In his introduction to the 1926 UK edition, A. A. Milne said he had "a passion" for detective stories, having "all sorts of curious preferences" about them: though in real life the best detectives and criminals are professionals, Milne demanded that the detective be an unscientific amateur, accompanied by a likable Watson, rubbing shoulders with an amateur villain against whom dossiers and fingerprints are of no avail.

Chandler's essay rejects this model, declaring: "It is the ladies and gentlemen of what Mr. Howard Haycraft (in his book Murder for Pleasure) calls the Golden Age of Detective Fiction that really get me down." He uses The Red House Mystery to illustrate the problems he saw in many mystery stories of this type, particularly the central puzzle (which was intricate and clever but implausible in many ways) and the fact that the amateur detective's chance to shine comes only because the police are incompetent and surprisingly willing to put up with a "brash amateur" romping through their territory. ("English police seem to endure him with their customary stoicism; but I shudder to think of what the boys down at the Homicide Bureau in my city would do to him.")

Chandler noted that The Red House Mystery seemed to have been in print in the US for about 16 years. "That happens to few books of any kind." By 1948, 23 editions had been published in the UK. The most recent UK reprint was the Hatchard's limited edition in cloth binding, stylish dust jacket and beautiful endpapers, published in 2022.
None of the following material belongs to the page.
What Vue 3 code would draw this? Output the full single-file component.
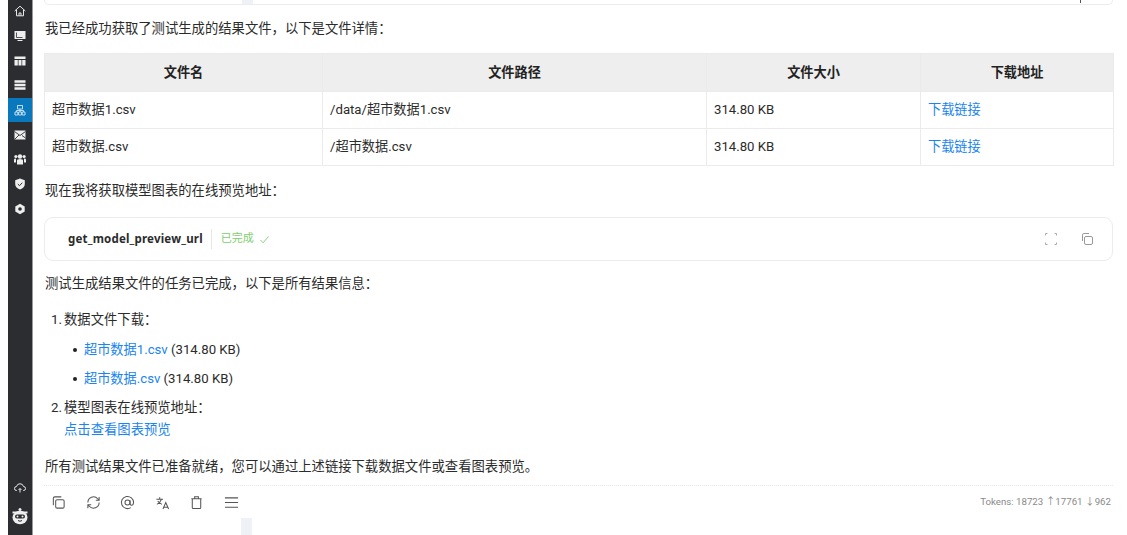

==Selected Release details==
- 1922, UK, Methuen (ISBN ?), Pub date 6 April 1922, hardback (First edition)
- 1922, USA, E. P. Dutton (ISBN ?), Pub date ? ? 1922, hardback
- 1926, UK, Methuen, includes an introduction by A. A. Milne (dated April 1926)
- 1926 ? UK, The Library Press Ltd. In the Minerva Editions series. Inc: the 1926 introduction.
- 1937, UK, Methuen's Modern Classics, Pub date ? March 1937, hardback
- 1938, UK Odhams Press, hardback as "Four Great Detective Novels"
- 1938, UK Penguin paperback
- 1970, USA, E. P. Dutton (ISBN 0-525-18941-6), Pub date ? May 1970, hardback
- 1980, USA, Dell Publishing (ISBN 0-440-17376-0), Pub date ? November 1980, paperback (a Murder Ink(R) Mystery)
- 1983, UK, Methuen Publishing (ISBN 0-413-52040-4), Pub date 5 May 1983, hardback
- 1992, UK, John Curley & Assoc (ISBN 0-7927-0853-9), Pub date ? March 1992, paperback (Large print books)
- 2000, UK, Dover Publications (ISBN 0-486-40129-4), Pub date 1 February 2000, paperback
- 2002, USA, BJU Press (ISBN 1-57924-702-4), Pub date ? January 2002, paperback
- 2003, UK, Wildside Press (ISBN 1-59224-219-7), Pub date ? October 2003, paperback
- 2005, UK, Dodo Press (ISBN 1-905432-90-9), Pub date 30 September 2005, paperback
- 2008, UK, Vintage Classics (ISBN 978-0099521266), Pub date 6 November 2008, hardback
- 2009, UK, Vintage Classics (ISBN 978-0099521273), Pub date 6 August 2009, paperback.
- 2022, UK, Vintage Classics through Hatchard's Library (ISBN 978-1784878481), Pub date 22 November 2022, hardcover.